Second, Turkey runs persistent current-account deficits. The country imports more goods and services than it exports, and the deficit must be financed. Financing comes from foreign investment flowing in, attracted by higher interest rates (Turkish yields are high because risk premia are high) and the possibility of currency appreciation.

But when foreign investors lose confidence—because inflation accelerates or the central bank wavers on tightening—capital outflows accelerate. To defend reserves and prevent a reserves crisis, the central bank either raises rates sharply or allows the lira to depreciate. Often both happen. The lira weakens, making Turkish assets cheaper in dollar terms, eventually attracting back some investment. But the process is sharp and disruptive.

Third, and most subtly, the central bank’s credibility shapes the lira’s value in real time. An independent central bank that commits to price stability attracts long-term foreign investment and dampens depreciation expectations. A central bank perceived as subordinate to fiscal authorities (or politically pressured to loosen prematurely) faces depreciation pressure because investors fear inflation will accelerate further.

Turkey has experienced multiple episodes of central bank politicization. In 2023, the central bank governor was dismissed, fueling fears that policy would loosen. The lira tumbled. When a new governor was appointed and immediately raised the policy rate to 28%, confidence partially returned, and the lira steadied. The message: investor perception of central bank independence is priced into the exchange rate.

The structural current-account problem

Turkey’s current-account deficit is not a cyclical phenomenon that will disappear. It is structural. Turkey imports energy (oil and natural gas), relies on tourism, and has limited export diversification. The country must export more value-added manufacturing or receive persistent foreign investment to sustain current-account balance.

A large current-account deficit implies the nation is spending more than it earns. That excess must be financed by net foreign investment. But foreign investment is fickle; it flees when risk premia rise. During stress (geopolitical tension, emerging-market sell-offs, central bank doubts), capital outflows accelerate, and the lira weakens sharply.

Conversely, when external conditions are favorable and risk appetite is high, the lira can rally temporarily on capital inflows. But the rally is fragile because the underlying deficit remains.

The inflation-interest-rate dynamic

Because Turkish inflation is high and volatile, the interest-rate differential between Turkish and U.S. debt is wide. A Turkish short-term government bond might yield 18–25% while a U.S. Treasury yields 4–5%. That 13–21 percentage-point spread attracts carry-trade capital.

Carry traders borrow cheap dollars, convert to lira, buy Turkish bonds, and pocket the yield. This buying pressure temporarily supports the lira. But carry trades are leveraged; they unwind fast if the lira begins to weaken, creating self-reinforcing depreciation.

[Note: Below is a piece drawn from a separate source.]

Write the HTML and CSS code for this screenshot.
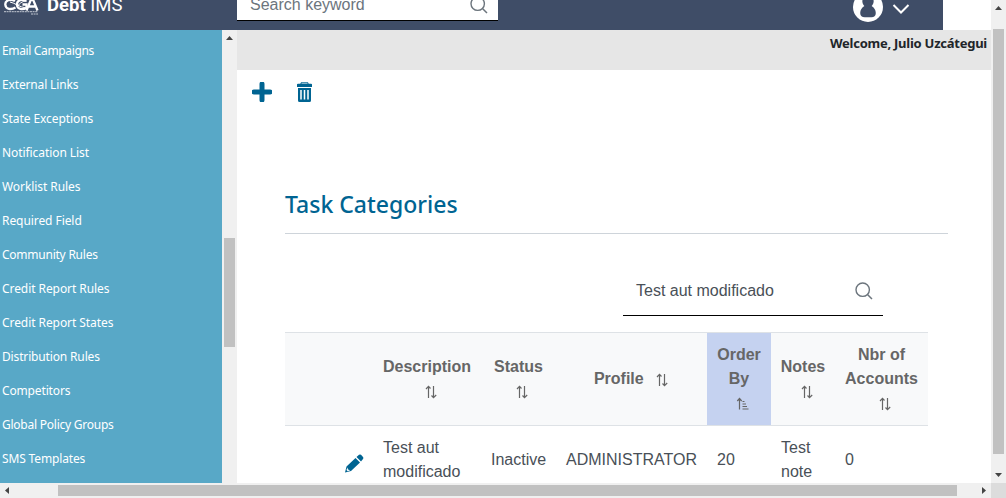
FILE: index.html
```
<!DOCTYPE html>
<html lang="en">
<head>
<meta charset="utf-8">
<title>Debt IMS</title>
<link rel="stylesheet" href="styles.css">
</head>
<body>
<svg class="defs" width="0" height="0">
  <symbol id="search" viewBox="0 0 18 18"><circle cx="7.700" cy="7.700" r="6.700" fill="none" stroke="#6c757d" stroke-width="1.400"/><path d="M12.500 12.500L17 17" stroke="#6c757d" stroke-width="1.500"/></symbol>
  <symbol id="sort" viewBox="0 0 14 14"><path d="M4.500 13V1.500M2 4l2.500-2.700L6.500 3.500M9.500 1v11.500M7.500 10.500l2 2.200 2.700-2.700" fill="none" stroke="currentColor" stroke-width="1.200"/></symbol>
  <symbol id="sort-up" viewBox="0 0 14 14"><path d="M3.500 12.500V2M1.300 4l2.200-2.500 2.200 2.500M6.500 4.500h2M6.500 7h3.500M6.500 9.500h4.500M6.500 12h6" fill="none" stroke="currentColor" stroke-width="1.200"/></symbol>
</svg>
<div class="window">
  <div class="page">
    <header class="topbar">
      <div class="brand">
        <svg class="logo" width="36" height="16" viewBox="0 0 36 16"><g fill="none" stroke="#fff" stroke-width="2.300"><path d="M11 1C6-2 1 1 1.300 4.500c.3 5 6 5.500 10.200 3"/><path d="M22 1c-5-3-9.500 0-9 4 .3 4.500 5.500 5 9.500 3V4.500h-4"/><path d="M22.500 10.500L28-3l5.500 13.500M25 6.500h7"/></g><path d="M6 2c5 1 9 5 16 6M13 7c3-5 7-6 10-6" stroke="#fff" fill="none"/><path d="M0 11.700h34M27 14h7" stroke="#c3c9d3" stroke-dasharray="2 .6"/></svg>
        <span class="product"><b>Debt</b> IMS</span>
      </div>
      <div class="search top-search"><span>Search keyword</span><svg width="18" height="18"><use href="#search"/></svg></div>
      <div class="user">
        <svg width="30" height="30" viewBox="0 0 30 30"><circle cx="15" cy="15" r="15" fill="#fff"/><path d="M15 4c-4 0-6 3-5.600 6 .2 1.700 1 3 2 4-2.500 1.500-4.200 4-4.200 7 0 3 2 4.300 4.500 4.300h6.800c2.500 0 4.300-1.300 4.300-4.300 0-3-1.700-5.500-4.200-7 1-1 1.800-2.300 2-4C21 7 19 4 15 4z" fill="#3f4d67"/></svg>
        <svg class="chevron" width="18" height="12" viewBox="0 0 18 12"><path d="M1.500 2L9 9.500 16.500 2" fill="none" stroke="#fff" stroke-width="2"/></svg>
      </div>
    </header>
    <div class="body">
      <nav class="sidebar">
        <a class="wide-3">Email Campaigns</a><a>External Links</a><a class="wide">State Exceptions</a><a class="wide">Notification List</a><a class="wide">Worklist Rules</a><a class="wide">Required Field</a><a class="tight">Community Rules</a><a class="wide">Credit Report Rules</a><a class="wide">Credit Report States</a><a>Distribution Rules</a><a>Competitors</a><a class="tight">Global Policy Groups</a><a>SMS Templates</a>
      </nav>
      <div class="vbar side-bar"><svg class="arrow" width="7" height="4"><path d="M0 4L3.500 0 7 4z"/></svg><div class="thumb"></div></div>
      <main class="content">
        <div class="welcome"><span>Welcome, Julio Uzcátegui</span></div>
        <div class="tools">
          <svg width="20" height="20" viewBox="0 0 20 20"><path d="M10 2v16M2 10h16" stroke="#006492" stroke-width="5" stroke-linecap="round"/></svg>
          <svg width="15" height="20" viewBox="0 0 15 20"><path d="M4 2V.8h7V2" fill="none" stroke="#006492"/><path d="M0 2.500q0-.8 1-.8h13q1 0 1 .8V5H0zM1 6h13v12.500q0 1.500-1.500 1.500h-10Q1 20 1 18.500z" fill="#006492"/><path d="M4 8v9.500M7.500 8v9.500M11 8v9.500" stroke="#fff" stroke-width="1.500"/></svg>
        </div>
        <h1><span>Task Categories</span></h1>
        <div class="search table-search"><span>Test aut modificado</span><svg width="18" height="18"><use href="#search"/></svg></div>
        <table>
          <colgroup><col class="c1"><col class="c2"><col class="c3"><col class="c4"><col class="c5"><col class="c6"><col class="c7"></colgroup>
          <thead><tr>
            <th></th>
            <th>Description<br><svg class="sort"><use href="#sort"/></svg></th>
            <th>Status<br><svg class="sort"><use href="#sort"/></svg></th>
            <th>Profile <svg class="sort inline"><use href="#sort"/></svg></th>
            <th class="active">Order By<br><svg class="sort"><use href="#sort-up"/></svg></th>
            <th>Notes<br><svg class="sort"><use href="#sort"/></svg></th>
            <th>Nbr of Accounts<br><svg class="sort"><use href="#sort"/></svg></th>
          </tr></thead>
          <tbody><tr>
            <td class="edit"><svg width="19" height="19" viewBox="0 0 19 19"><path d="M0 18.500L1.500 12.500 10.500 4 15 8.500 6 17zM11.500 3L14 .8q1-.8 2 0L18 3q.9 1 0 2L16 7.500z" fill="#006492"/><path d="M2.300 13.500l.7 2 2.200.7-2.500 1-1.200-1.200z" fill="#fff"/></svg></td>
            <td>Test aut modificado</td><td>Inactive</td><td>ADMINISTRATOR</td><td>20</td><td>Test note</td><td>0</td>
          </tr></tbody>
        </table>
      </main>
    </div>
  </div>
  <div class="vbar page-bar"><svg class="arrow" width="7" height="4"><path d="M0 4L3.500 0 7 4z"/></svg><div class="thumb"></div><svg class="arrow" width="7" height="4"><path d="M0 0L3.500 4 7 0z"/></svg></div>
  <div class="hbar"><svg class="arrow" width="4" height="7"><path d="M4 0L0 3.500 4 7z"/></svg><div class="thumb"></div><svg class="arrow" width="4" height="7"><path d="M0 0l4 3.500L0 7z"/></svg></div>
  <div class="corner"></div>
</div>
</body>
</html>
```
FILE: styles.css
```
* { box-sizing: border-box; }
body { margin: 0; overflow: hidden; background: #fff; color: #495057; font: 16px/24px "Liberation Sans", Arial, sans-serif; }
svg { display: block; flex: none; }
.defs { display: none; }
.window { display: grid; grid-template: 483px 15px / 991px 15px; width: 1006px; height: 498px; }
.page { overflow: hidden; }
.topbar { display: flex; width: 943px; height: 30px; background: #3f4d67; overflow: hidden; }
.brand { display: flex; width: 237px; padding-left: 4px; color: #fff; }
.product { margin: -7px 0 0 7px; font: 18.5px/24px Roboto, sans-serif; }
.search { display: flex; align-items: center; justify-content: space-between; border-bottom: 1px solid #000; padding: 0 10px 0 13px; }
.top-search { width: 261px; height: 50px; margin-top: -29px; padding-top: 18px; background: #fff; color: #6c757d; }
.user { display: flex; width: 90px; margin-left: auto; margin-top: -8px; }
.chevron { margin: 11px 0 0 9px; }
.body { display: flex; height: 453px; }
.sidebar { display: flex; flex-direction: column; width: 222px; padding: 4px 2px 0; background: #58a8c7; color: #fff; font: 12px/34px "Noto Sans", sans-serif; }
.sidebar a { height: 34px; letter-spacing: -.15px; }
.sidebar .wide { letter-spacing: -.07px; }
.sidebar .wide-3 { letter-spacing: -.35px; }
.sidebar .tight { letter-spacing: -.24px; }
.vbar { display: flex; flex-direction: column; align-items: center; width: 15px; background: #f0f0f0; }
.arrow { fill: #444; }
.thumb { background: #c1c1c1; }
.side-bar { padding-top: 6px; }
.side-bar .thumb { width: 11px; height: 109px; margin-top: 198px; }
.page-bar { padding-top: 6px; }
.page-bar .thumb { width: 11px; height: 425px; margin: 19px 0; }
.hbar { display: flex; align-items: center; padding-left: 5px; background: #f0f0f0; }
.hbar .thumb { width: 899px; height: 11px; margin: 0 25px 0 49px; }
.corner { background: #dcdcdc; }
.content { width: 754px; }
.welcome { height: 40px; padding: 2px 4px 0; background: #e6e6e6; color: #212529; text-align: right; font: bold 13px/23px "Noto Sans", sans-serif; letter-spacing: -.25px; }
.tools { display: flex; gap: 25px; padding: 12px 15px 0; height: 111px; }
h1 { width: 663px; height: 53px; margin: 0 0 0 48px; border-bottom: 1px solid #ced4da; color: #006492; font: 500 23px/47px "Noto Sans", sans-serif; }
.table-search { width: 260px; height: 50px; margin: 32px 0 16px 386px; }
table { width: 643px; margin-left: 48px; table-layout: fixed; border-collapse: separate; border-spacing: 0; }
.c1 { width: 88px; } .c2 { width: 108px; } .c3 { width: 75px; } .c4 { width: 151px; } .c5 { width: 64px; } .c6 { width: 64px; } .c7 { width: 93px; }
th { height: 94px; padding: 0; border: solid #dee2e6; border-width: 1px 0; background: #f8f9fa; color: #666; font-weight: bold; }
.active { padding: 0 8px; background: #c5d2f0; }
td { height: 68px; padding: 10px; }
.edit svg { margin: 7px 0 0 50px; }
.sort { display: inline-block; width: 14px; height: 14px; margin-left: 7px; vertical-align: -3px; }
```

Additionally, the high nominal interest rates in Turkey reflect not just inflation expectations, but also a risk premium for currency depreciation. Lenders charge extra because they expect the lira to weaken; borrowers accept the high rate because they believe inflation will erode its real value anyway. It is a vicious cycle: expectations of depreciation build into the interest rate, which attracts carry traders, which props up the lira until sentiment shifts.

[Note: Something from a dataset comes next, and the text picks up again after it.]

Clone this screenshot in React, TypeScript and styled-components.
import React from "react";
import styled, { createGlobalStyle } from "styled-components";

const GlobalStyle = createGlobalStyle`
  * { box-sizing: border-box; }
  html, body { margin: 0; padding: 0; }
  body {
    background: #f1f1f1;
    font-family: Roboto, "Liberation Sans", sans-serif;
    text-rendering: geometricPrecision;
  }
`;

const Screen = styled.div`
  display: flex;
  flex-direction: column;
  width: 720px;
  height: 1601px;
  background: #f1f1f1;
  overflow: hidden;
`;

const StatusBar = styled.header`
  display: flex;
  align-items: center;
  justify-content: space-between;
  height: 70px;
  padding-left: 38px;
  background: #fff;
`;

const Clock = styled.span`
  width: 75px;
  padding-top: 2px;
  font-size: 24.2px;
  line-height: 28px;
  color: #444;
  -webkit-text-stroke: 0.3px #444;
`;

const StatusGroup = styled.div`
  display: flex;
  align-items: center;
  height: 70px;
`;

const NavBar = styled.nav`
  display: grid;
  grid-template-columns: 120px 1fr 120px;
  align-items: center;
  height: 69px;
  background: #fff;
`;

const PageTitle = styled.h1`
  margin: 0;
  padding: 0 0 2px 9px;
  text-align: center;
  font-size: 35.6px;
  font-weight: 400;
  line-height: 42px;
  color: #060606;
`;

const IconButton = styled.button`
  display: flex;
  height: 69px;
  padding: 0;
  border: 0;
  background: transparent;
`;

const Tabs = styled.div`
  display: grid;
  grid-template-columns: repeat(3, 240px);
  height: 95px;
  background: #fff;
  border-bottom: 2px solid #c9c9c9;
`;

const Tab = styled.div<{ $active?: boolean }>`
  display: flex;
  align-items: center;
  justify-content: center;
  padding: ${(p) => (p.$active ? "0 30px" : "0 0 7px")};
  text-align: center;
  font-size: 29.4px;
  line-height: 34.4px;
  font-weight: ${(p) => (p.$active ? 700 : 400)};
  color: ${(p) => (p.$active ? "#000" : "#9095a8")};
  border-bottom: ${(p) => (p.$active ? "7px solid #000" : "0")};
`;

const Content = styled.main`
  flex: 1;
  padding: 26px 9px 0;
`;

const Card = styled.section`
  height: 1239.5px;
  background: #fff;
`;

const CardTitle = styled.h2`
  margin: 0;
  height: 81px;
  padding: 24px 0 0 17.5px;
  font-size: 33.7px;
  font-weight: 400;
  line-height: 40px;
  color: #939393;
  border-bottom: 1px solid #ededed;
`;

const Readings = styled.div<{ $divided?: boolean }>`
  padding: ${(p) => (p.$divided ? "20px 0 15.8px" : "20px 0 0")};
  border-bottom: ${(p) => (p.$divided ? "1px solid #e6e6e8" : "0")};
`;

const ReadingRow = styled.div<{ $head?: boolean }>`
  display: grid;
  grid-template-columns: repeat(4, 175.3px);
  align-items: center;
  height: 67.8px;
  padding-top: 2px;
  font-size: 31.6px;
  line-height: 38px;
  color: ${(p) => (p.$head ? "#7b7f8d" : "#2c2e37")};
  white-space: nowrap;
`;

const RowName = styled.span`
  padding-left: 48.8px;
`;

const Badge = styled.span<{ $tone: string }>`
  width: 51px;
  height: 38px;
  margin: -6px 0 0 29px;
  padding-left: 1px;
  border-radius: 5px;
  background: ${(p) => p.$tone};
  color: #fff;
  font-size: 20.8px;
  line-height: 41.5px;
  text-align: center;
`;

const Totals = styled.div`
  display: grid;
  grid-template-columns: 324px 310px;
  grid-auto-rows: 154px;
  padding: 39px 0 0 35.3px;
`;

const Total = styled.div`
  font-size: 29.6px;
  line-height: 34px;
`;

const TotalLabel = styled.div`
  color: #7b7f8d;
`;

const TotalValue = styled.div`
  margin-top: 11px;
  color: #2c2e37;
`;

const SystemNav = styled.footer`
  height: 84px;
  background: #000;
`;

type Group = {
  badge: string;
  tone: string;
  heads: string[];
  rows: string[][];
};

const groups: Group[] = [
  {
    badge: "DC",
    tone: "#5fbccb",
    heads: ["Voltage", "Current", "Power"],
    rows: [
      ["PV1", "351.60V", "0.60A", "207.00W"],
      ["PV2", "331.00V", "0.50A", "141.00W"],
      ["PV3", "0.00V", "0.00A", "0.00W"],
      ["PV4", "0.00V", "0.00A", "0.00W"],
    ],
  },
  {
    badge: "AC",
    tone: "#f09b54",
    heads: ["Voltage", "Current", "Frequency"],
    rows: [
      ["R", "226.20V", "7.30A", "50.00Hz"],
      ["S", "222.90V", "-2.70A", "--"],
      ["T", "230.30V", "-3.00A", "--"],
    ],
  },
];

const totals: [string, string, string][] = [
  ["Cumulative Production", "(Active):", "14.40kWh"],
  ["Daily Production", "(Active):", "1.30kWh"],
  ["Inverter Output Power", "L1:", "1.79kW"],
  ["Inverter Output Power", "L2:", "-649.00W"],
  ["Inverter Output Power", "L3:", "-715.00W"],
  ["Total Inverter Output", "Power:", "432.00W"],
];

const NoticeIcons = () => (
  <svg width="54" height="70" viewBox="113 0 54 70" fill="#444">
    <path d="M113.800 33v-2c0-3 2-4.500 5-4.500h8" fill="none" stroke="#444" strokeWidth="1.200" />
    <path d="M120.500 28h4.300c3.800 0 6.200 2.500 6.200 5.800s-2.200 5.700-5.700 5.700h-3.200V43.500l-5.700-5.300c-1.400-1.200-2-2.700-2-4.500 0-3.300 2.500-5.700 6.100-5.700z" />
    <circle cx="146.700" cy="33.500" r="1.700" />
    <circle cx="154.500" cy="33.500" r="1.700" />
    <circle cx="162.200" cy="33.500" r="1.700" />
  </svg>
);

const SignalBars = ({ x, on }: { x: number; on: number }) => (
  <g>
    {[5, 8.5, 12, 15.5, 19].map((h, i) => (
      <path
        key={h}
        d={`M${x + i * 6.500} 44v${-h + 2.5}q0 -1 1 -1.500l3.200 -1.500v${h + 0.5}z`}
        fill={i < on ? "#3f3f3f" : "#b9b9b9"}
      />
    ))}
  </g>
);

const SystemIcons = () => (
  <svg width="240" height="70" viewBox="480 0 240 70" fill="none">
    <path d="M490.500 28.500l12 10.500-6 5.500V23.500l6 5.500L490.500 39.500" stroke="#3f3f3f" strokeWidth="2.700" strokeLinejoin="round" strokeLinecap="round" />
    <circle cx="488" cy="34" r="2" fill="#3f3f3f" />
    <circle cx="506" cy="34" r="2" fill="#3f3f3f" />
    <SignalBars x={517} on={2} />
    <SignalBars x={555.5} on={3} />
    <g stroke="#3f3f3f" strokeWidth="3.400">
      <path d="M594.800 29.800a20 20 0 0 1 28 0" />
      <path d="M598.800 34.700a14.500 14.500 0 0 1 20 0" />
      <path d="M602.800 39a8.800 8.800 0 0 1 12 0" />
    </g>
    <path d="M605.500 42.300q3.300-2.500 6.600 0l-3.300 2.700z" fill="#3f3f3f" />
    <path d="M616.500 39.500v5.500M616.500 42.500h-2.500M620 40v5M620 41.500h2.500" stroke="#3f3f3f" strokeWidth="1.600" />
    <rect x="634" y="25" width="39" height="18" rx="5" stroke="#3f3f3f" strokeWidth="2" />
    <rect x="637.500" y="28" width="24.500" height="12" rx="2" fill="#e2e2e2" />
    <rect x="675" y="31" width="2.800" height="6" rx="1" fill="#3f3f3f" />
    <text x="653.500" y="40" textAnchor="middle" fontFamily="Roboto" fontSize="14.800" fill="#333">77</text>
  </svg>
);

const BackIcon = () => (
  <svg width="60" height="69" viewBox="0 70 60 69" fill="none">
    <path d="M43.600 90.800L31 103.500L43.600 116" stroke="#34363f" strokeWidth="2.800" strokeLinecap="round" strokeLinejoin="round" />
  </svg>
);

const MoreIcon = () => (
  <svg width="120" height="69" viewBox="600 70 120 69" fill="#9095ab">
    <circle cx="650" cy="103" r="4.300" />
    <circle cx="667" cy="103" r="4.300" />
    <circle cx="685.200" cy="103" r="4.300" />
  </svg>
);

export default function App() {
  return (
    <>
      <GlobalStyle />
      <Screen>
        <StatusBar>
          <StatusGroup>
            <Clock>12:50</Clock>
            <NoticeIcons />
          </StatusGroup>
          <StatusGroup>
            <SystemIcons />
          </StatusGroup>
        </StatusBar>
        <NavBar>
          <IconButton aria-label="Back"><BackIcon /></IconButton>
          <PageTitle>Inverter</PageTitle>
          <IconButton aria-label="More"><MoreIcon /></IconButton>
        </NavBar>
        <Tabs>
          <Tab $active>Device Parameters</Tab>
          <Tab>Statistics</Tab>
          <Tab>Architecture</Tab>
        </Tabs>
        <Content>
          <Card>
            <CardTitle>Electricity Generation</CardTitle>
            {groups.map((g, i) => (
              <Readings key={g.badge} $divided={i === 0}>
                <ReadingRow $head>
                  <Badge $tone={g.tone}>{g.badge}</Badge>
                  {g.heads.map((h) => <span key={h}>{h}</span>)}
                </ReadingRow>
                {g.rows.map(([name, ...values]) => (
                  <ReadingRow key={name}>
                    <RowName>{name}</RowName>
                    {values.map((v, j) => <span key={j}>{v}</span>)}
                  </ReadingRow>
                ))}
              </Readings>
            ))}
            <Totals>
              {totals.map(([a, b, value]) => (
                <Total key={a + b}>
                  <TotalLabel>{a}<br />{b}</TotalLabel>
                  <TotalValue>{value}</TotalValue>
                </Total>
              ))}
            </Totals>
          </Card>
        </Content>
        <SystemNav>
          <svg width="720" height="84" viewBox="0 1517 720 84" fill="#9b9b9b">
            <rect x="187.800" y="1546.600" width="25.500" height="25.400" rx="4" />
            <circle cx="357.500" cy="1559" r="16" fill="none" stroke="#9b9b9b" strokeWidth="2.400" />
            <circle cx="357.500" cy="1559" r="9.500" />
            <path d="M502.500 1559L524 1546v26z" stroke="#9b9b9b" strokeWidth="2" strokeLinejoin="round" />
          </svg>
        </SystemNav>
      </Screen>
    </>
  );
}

Trading USD/TRY: risks and volatility

USD/TRY is highly volatile. Daily moves of 1–2% are not uncommon. Several factors drive this.

Central bank communication: Announcements about policy rates or fx intervention can move the pair 2–3% in minutes. Traders parse every phrase for hints of credibility or willingness to defend the lira.

Geopolitical shocks: Turkey’s location and regional role mean that Syria, Iraq, Greek relations, or NATO dynamics can trigger sudden demand for safety. Risk-off events (global stock selloffs, rising U.S. rates) typically weaken the lira as carry trades unwind.

Emerging-market contagion: Large swings in other EM currencies (the Brazilian Real, the Indian Rupee) or broader EM credit spreads can drag USD/TRY in tandem. Turkey is not isolated.

Inflation surprises: If Turkish CPI comes in hotter than expected, the lira often weakens because investors fear the central bank will have to tighten more aggressively and for longer, raising recession risk and deterring investment.

The pair is also subject to higher bid-ask spreads than major currencies (USD/EUR, USD/JPY), especially during fast moves or low-liquidity windows (Asian trading hours, around Turkish economic data releases). Retail traders face wider spreads; counterparty risk is greater because Turkish banking regulations differ from those in developed markets.

Structural challenges and the road ahead

Turkey faces a policy trilemma: it cannot simultaneously maintain an independent monetary policy, a fixed exchange rate, and unrestricted capital flows. Currently, it has chosen independent monetary policy (tightening to combat inflation) and unrestricted capital flows, which forces the exchange rate to float and weaken.

The central bank’s task is to achieve price stability without such sharp depreciation that it feeds back into imported-goods inflation. This requires fiscal discipline (the government must not run deficits that require monetary accommodation) and structural reforms (increasing exports, improving competitiveness, reducing energy imports).

Turkey’s recent central bank leadership has signaled commitment to orthodox tightening, which has provided some stability. But structural improvements (new export sectors, fiscal consolidation) take years. Until those occur, USD/TRY will remain volatile and structurally biased toward higher levels (lira weakness).